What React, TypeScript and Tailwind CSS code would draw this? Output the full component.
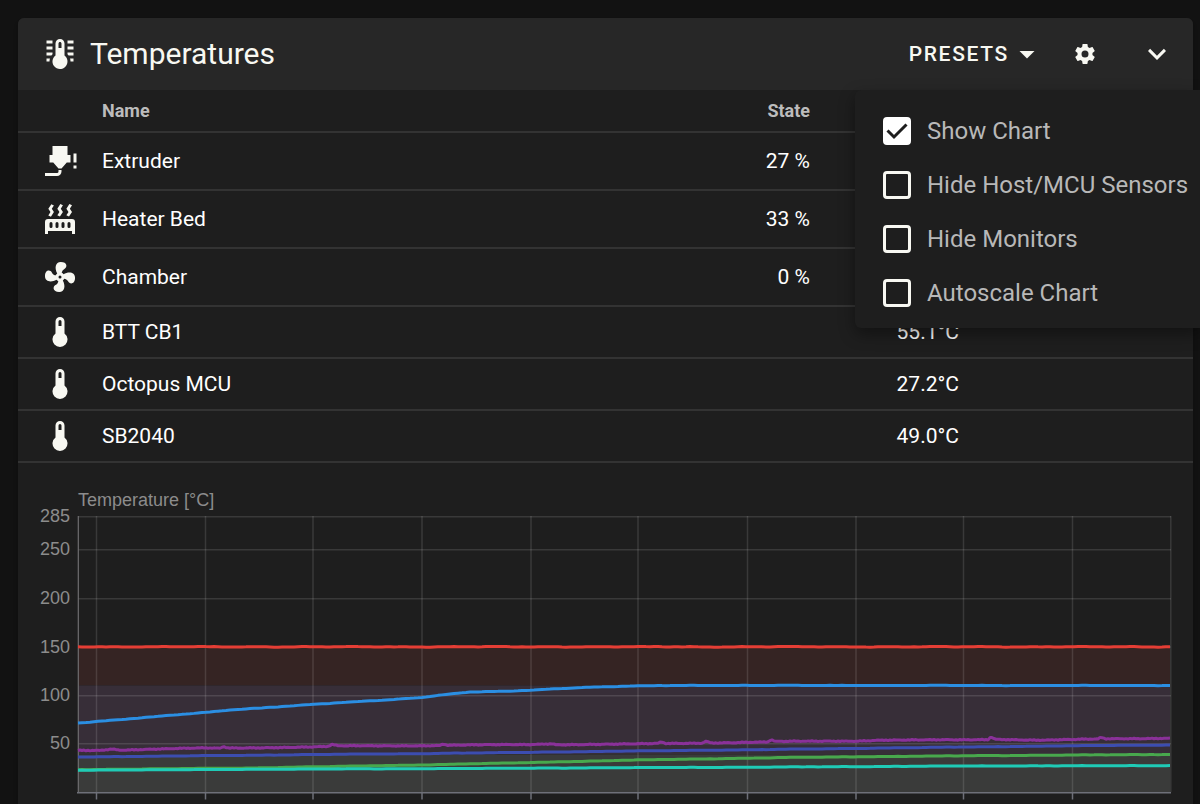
import type { ReactNode } from "react";

const ICONS = {
  lines:
    "M17 3H21V5H17V3M17 7H21V9H17V7M17 11H21V13H17.75L17 12.1V11M21 15V17H19C19 16.31 18.9 15.63 18.71 15H21M7 3V5H3V3H7M7 7V9H3V7H7M7 11V12.1L6.25 13H3V11H7M3 15H5.29C5.1 15.63 5 16.31 5 17H3V15M15 13V5C15 3.34 13.66 2 12 2S9 3.34 9 5V13C6.79 14.66 6.34 17.79 8 20S12.79 22.66 15 21 17.66 16.21 16 14C15.72 13.62 15.38 13.28 15 13M12 4C12.55 4 13 4.45 13 5V8H11V5C11 4.45 11.45 4 12 4Z",
  nozzle:
    "M7 2H17V8H19V13H16.5L13 17H11L7.5 13H5V8H7V2M10 22H2V20H10A1 1 0 0 0 11 19V18H13V19A3 3 0 0 1 10 22M21 7H23V13H21V7M21 15H23V17H21V15Z",
  radiator:
    "M7.95,3L6.53,5.19L7.95,7.4H7.94L5.95,10.5L4.22,9.6L5.64,7.39L4.22,5.19L6.22,2.09L7.95,3M13.95,2.89L12.53,5.1L13.95,7.3L13.94,7.31L11.95,10.4L10.22,9.5L11.64,7.3L10.22,5.1L12.22,2L13.95,2.89M20,2.89L18.56,5.1L20,7.3V7.31L18,10.4L16.25,9.5L17.67,7.3L16.25,5.1L18.25,2L20,2.89M2,22V14A2,2 0 0,1 4,12H20A2,2 0 0,1 22,14V22H20V20H4V22H2M6,14A1,1 0 0,0 5,15V17A1,1 0 0,0 6,18A1,1 0 0,0 7,17V15A1,1 0 0,0 6,14M10,14A1,1 0 0,0 9,15V17A1,1 0 0,0 10,18A1,1 0 0,0 11,17V15A1,1 0 0,0 10,14M14,14A1,1 0 0,0 13,15V17A1,1 0 0,0 14,18A1,1 0 0,0 15,17V15A1,1 0 0,0 14,14M18,14A1,1 0 0,0 17,15V17A1,1 0 0,0 18,18A1,1 0 0,0 19,17V15A1,1 0 0,0 18,14Z",
  fan: "M12,11A1,1 0 0,0 11,12A1,1 0 0,0 12,13A1,1 0 0,0 13,12A1,1 0 0,0 12,11M12.5,2C17,2 17.11,5.57 14.75,6.75C13.76,7.24 13.32,8.29 13.13,9.22C13.61,9.42 14.03,9.73 14.35,10.13C18.05,8.13 22.03,8.92 22.03,12.5C22.03,17 18.46,17.1 17.28,14.73C16.78,13.74 15.72,13.3 14.79,13.11C14.59,13.59 14.28,14 13.88,14.34C15.87,18.03 15.08,22 11.5,22C7,22 6.91,18.42 9.27,17.24C10.25,16.75 10.69,15.71 10.89,14.79C10.4,14.59 9.97,14.27 9.65,13.87C5.96,15.85 2,15.07 2,11.5C2,7 5.56,6.89 6.74,9.26C7.24,10.25 8.29,10.68 9.22,10.87C9.41,10.39 9.73,9.97 10.14,9.65C8.15,5.96 8.94,2 12.5,2Z",
  thermometer:
    "M15 13V5A3 3 0 0 0 9 5V13A5 5 0 1 0 15 13M12 4A1 1 0 0 1 13 5V8H11V5A1 1 0 0 1 12 4Z",
  menuDown: "M7,10L12,15L17,10H7Z",
  chevron: "M7.41,8.58L12,13.17L16.59,8.58L18,10L12,16L6,10L7.41,8.58Z",
  cog: "M12,15.5A3.5,3.5 0 0,1 8.5,12A3.5,3.5 0 0,1 12,8.5A3.5,3.5 0 0,1 15.5,12A3.5,3.5 0 0,1 12,15.5M19.43,12.97C19.47,12.65 19.5,12.33 19.5,12C19.5,11.67 19.47,11.34 19.43,11L21.54,9.37C21.73,9.22 21.78,8.95 21.66,8.73L19.66,5.27C19.54,5.05 19.27,4.96 19.05,5.05L16.56,6.05C16.04,5.66 15.5,5.32 14.87,5.07L14.5,2.42C14.46,2.18 14.25,2 14,2H10C9.75,2 9.54,2.18 9.5,2.42L9.13,5.07C8.5,5.32 7.96,5.66 7.44,6.05L4.95,5.05C4.73,4.96 4.46,5.05 4.34,5.27L2.34,8.73C2.21,8.95 2.27,9.22 2.46,9.37L4.57,11C4.53,11.34 4.5,11.67 4.5,12C4.5,12.33 4.53,12.65 4.57,12.97L2.46,14.63C2.27,14.78 2.21,15.05 2.34,15.27L4.34,18.73C4.46,18.95 4.73,19.03 4.95,18.95L7.44,17.94C7.96,18.34 8.5,18.68 9.13,18.93L9.5,21.58C9.54,21.82 9.75,22 10,22H14C14.25,22 14.46,21.82 14.5,21.58L14.87,18.93C15.5,18.67 16.04,18.34 16.56,17.94L19.05,18.95C19.27,19.03 19.54,18.95 19.66,18.73L21.66,15.27C21.78,15.05 21.73,14.78 21.54,14.63L19.43,12.97Z",
};

function Icon({ name, className = "size-9" }: { name: keyof typeof ICONS; className?: string }) {
  return (
    <svg viewBox="0 0 24 24" className={`block shrink-0 fill-[#f8f8f2] ${className}`} aria-hidden="true">
      <path d={ICONS[name]} />
    </svg>
  );
}

type Sensor = { icon: keyof typeof ICONS; name: string; state?: string; temp?: string; tall?: boolean };

const SENSORS: Sensor[] = [
  { icon: "nozzle", name: "Extruder", state: "27 %", tall: true },
  { icon: "radiator", name: "Heater Bed", state: "33 %", tall: true },
  { icon: "fan", name: "Chamber", state: "0 %", tall: true },
  { icon: "thermometer", name: "BTT CB1", temp: "55.1°C" },
  { icon: "thermometer", name: "Octopus MCU", temp: "27.2°C" },
  { icon: "thermometer", name: "SB2040", temp: "49.0°C" },
];

const OPTIONS = [
  { label: "Show Chart", checked: true },
  { label: "Hide Host/MCU Sensors", checked: false },
  { label: "Hide Monitors", checked: false },
  { label: "Autoscale Chart", checked: false },
];

type Point = [number, number];

// Linear interpolation through the sampled points, with sensor jitter on top.
function trace(points: Point[], jitter: number, step: number): string {
  const out: string[] = [];
  let seg = 0;
  for (let x = points[0][0]; x <= points[points.length - 1][0]; x += step) {
    while (seg < points.length - 2 && x > points[seg + 1][0]) seg++;
    const [x0, y0] = points[seg];
    const [x1, y1] = points[seg + 1];
    const noise = jitter * (Math.sin(x * 1.7) * 0.5 + Math.sin(x * 0.37) * 0.3 + Math.sin(x * 3.1) * 0.4);
    out.push(`${x},${(y0 + ((y1 - y0) * (x - x0)) / (x1 - x0) + noise).toFixed(2)}`);
  }
  return out.join(" ");
}

const SERIES: { color: string; points: Point[]; jitter: number; step: number }[] = [
  { color: "#2b8fe3", jitter: 0.15, step: 4, points: [[78, 723], [205, 712.5], [230, 710], [312, 704.5], [400, 699], [421, 697.5], [445, 694.5], [470, 692], [510, 691.2], [580, 687.5], [638, 685.9], [680, 685.4], [1170, 685.5]] },
  { color: "#e53e35", jitter: 0.35, step: 4, points: [[78, 646.8], [1170, 646.8]] },
  { color: "#48a84d", jitter: 0.15, step: 4, points: [[78, 769.6], [250, 768], [312, 766.8], [421, 765], [530, 762.5], [638, 760], [747, 758.2], [800, 757.3], [963, 755.8], [1170, 754.4]] },
  { color: "#8a3199", jitter: 0.6, step: 2, points: [[78, 750.4], [100, 750.2], [112, 748.8], [120, 750], [205, 748], [220, 748.4], [223, 746.4], [228, 748], [312, 747], [328, 746.6], [332, 744.6], [338, 746], [421, 745.6], [440, 745.4], [443, 743.6], [447, 745.2], [530, 744.6], [552, 743.6], [556, 744.6], [638, 744], [658, 743.6], [661, 742], [666, 743.6], [702, 743], [706, 741], [711, 742.8], [768, 742], [771, 739.6], [775, 741.6], [856, 741], [880, 740], [960, 740], [988, 739.6], [991, 736.6], [995, 739.2], [1040, 740], [1098, 739.2], [1101, 737.4], [1105, 739], [1140, 738.6], [1170, 738]] },
  { color: "#3c4db0", jitter: 0.15, step: 4, points: [[78, 757], [312, 754.6], [421, 753.6], [530, 752.3], [638, 751], [747, 749.8], [856, 748.4], [963, 747], [1072, 745.8], [1170, 745]] },
  { color: "#1fcbb6", jitter: 0.15, step: 4, points: [[78, 770.2], [312, 769], [421, 768.7], [530, 768.2], [638, 767.6], [747, 767.2], [856, 766.6], [963, 766], [1170, 765.6]] },
];

const TIME_TICKS = [96, 205, 312.5, 421.5, 530.5, 637.5, 747, 855.5, 963, 1072];
const TEMP_TICKS = [
  { value: 285, y: 516.7 },
  { value: 250, y: 549.7 },
  { value: 200, y: 598.7 },
  { value: 150, y: 647 },
  { value: 100, y: 695.7 },
  { value: 50, y: 743.7 },
];

function Chart() {
  return (
    <svg viewBox="18 463 1175 341" className="block w-full" role="img" aria-label="Temperature chart">
      <g fontFamily="'Liberation Sans', Arial, sans-serif" fontSize="18" fill="#8c8c8c">
        <text x="78" y="506">Temperature [°C]</text>
        {TEMP_TICKS.map((t) => (
          <text key={t.value} x="70" y={t.y + 5.5} textAnchor="end">{t.value}</text>
        ))}
      </g>
      <rect x="78" y="647" width="1092" height="38.5" fill="#352423" />
      <rect x="78" y="685.5" width="1092" height="69" fill="#372e38" />
      <rect x="78" y="754.5" width="1092" height="38" fill="#3a3b3a" />
      <g stroke="#ffffff" strokeOpacity="0.12" strokeWidth="1.5">
        {TEMP_TICKS.map((t) => (
          <line key={t.value} x1="78" x2="1171" y1={t.y} y2={t.y} />
        ))}
        {TIME_TICKS.map((x) => (
          <line key={x} x1={x + 0.5} x2={x + 0.5} y1="516" y2="792" />
        ))}
        <line x1="1170.8" x2="1170.8" y1="516" y2="792" />
      </g>
      <line x1="78.3" x2="78.3" y1="516" y2="792" stroke="#6f6e70" strokeWidth="1.2" />
      <g stroke="#6e7079" strokeWidth="1.5">
        <line x1="77" x2="1171" y1="792.8" y2="792.8" />
        {TIME_TICKS.map((x) => (
          <line key={x} x1={x + 0.5} x2={x + 0.5} y1="793" y2="799.5" />
        ))}
      </g>
      {SERIES.map((s) => (
        <polyline
          key={s.color}
          points={trace(s.points, s.jitter, s.step)}
          fill="none"
          stroke={s.color}
          strokeWidth="3"
          strokeLinejoin="bevel"
        />
      ))}
    </svg>
  );
}

function HeaderButton({ label, children }: { label: string; children: ReactNode }) {
  return (
    <button type="button" aria-label={label} className="flex size-[72px] items-center justify-center">
      {children}
    </button>
  );
}

export default function App() {
  return (
    <div className="relative min-h-screen overflow-hidden bg-[#121212] pt-[18px] pr-[7px] pl-[18px] font-['Roboto',sans-serif] text-white">
      <section className="rounded-t-md bg-[#1e1e1e] shadow-md">
        <header className="flex h-[72px] items-center rounded-t-md bg-[#272727] pl-6 text-[#f8f8f2]">
          <Icon name="lines" />
          <h1 className="ml-3 flex-1 text-[30px] leading-9">Temperatures</h1>
          <button type="button" className="mr-1 flex items-center text-[21px] leading-9 font-medium tracking-[0.08em]">
            PRESETS
            <Icon name="menuDown" />
          </button>
          <HeaderButton label="Settings">
            <Icon name="cog" className="size-6" />
          </HeaderButton>
          <HeaderButton label="Collapse">
            <Icon name="chevron" />
          </HeaderButton>
        </header>

        <table className="w-full table-fixed border-collapse text-[21px] leading-7">
          <colgroup>
            <col className="w-[84px]" />
            <col />
            <col className="w-[150px]" />
            <col className="w-[149px]" />
            <col className="w-[234px]" />
          </colgroup>
          <thead>
            <tr className="h-[42px] border-b-2 border-[#333333] text-[18px] text-[#bcbcbc]">
              <th />
              <th className="text-left font-bold">Name</th>
              <th className="text-right font-bold">State</th>
              <th />
              <th />
            </tr>
          </thead>
          <tbody>
            {SENSORS.map((s) => (
              <tr key={s.name} className={`border-b-2 border-[#333333] ${s.tall ? "h-[58px]" : "h-[52px]"}`}>
                <td className="pl-6">
                  <Icon name={s.icon} />
                </td>
                <td>{s.name}</td>
                <td className="text-right">{s.state}</td>
                <td className="text-right">{s.temp}</td>
                <td />
              </tr>
            ))}
          </tbody>
        </table>

        <Chart />
      </section>

      <div className="absolute top-[90px] right-0 w-[345px] rounded-l-md bg-[#1e1e1e] pt-[14px] pb-2 pl-7 shadow-[0_6px_16px_rgba(0,0,0,0.4)]">
        {OPTIONS.map((o) => (
          <label key={o.label} className="flex h-[54px] items-center gap-4 text-2xl whitespace-nowrap text-[#b8b8b8]">
            <span className="relative flex size-7 shrink-0">
              <input
                type="checkbox"
                defaultChecked={o.checked}
                className="peer size-7 appearance-none rounded-[4px] border-3 border-[#f8f8f2] checked:border-white checked:bg-white"
              />
              <svg
                viewBox="0 0 28 28"
                className="pointer-events-none absolute inset-0 hidden size-7 peer-checked:block"
                fill="none"
                stroke="#1e1e1e"
                strokeWidth="3"
                aria-hidden="true"
              >
                <path d="M4.5 13.5L11 20L23.5 7.5" />
              </svg>
            </span>
            {o.label}
          </label>
        ))}
      </div>
    </div>
  );
}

● **The exercise**: Find and copy each line above that includes the string "full".

● **Exercise answer**:
What React, TypeScript and Tailwind CSS code would draw this? Output the full component.
    <svg viewBox="18 463 1175 341" className="block w-full" role="img" aria-label="Temperature chart">
        <table className="w-full table-fixed border-collapse text-[21px] leading-7">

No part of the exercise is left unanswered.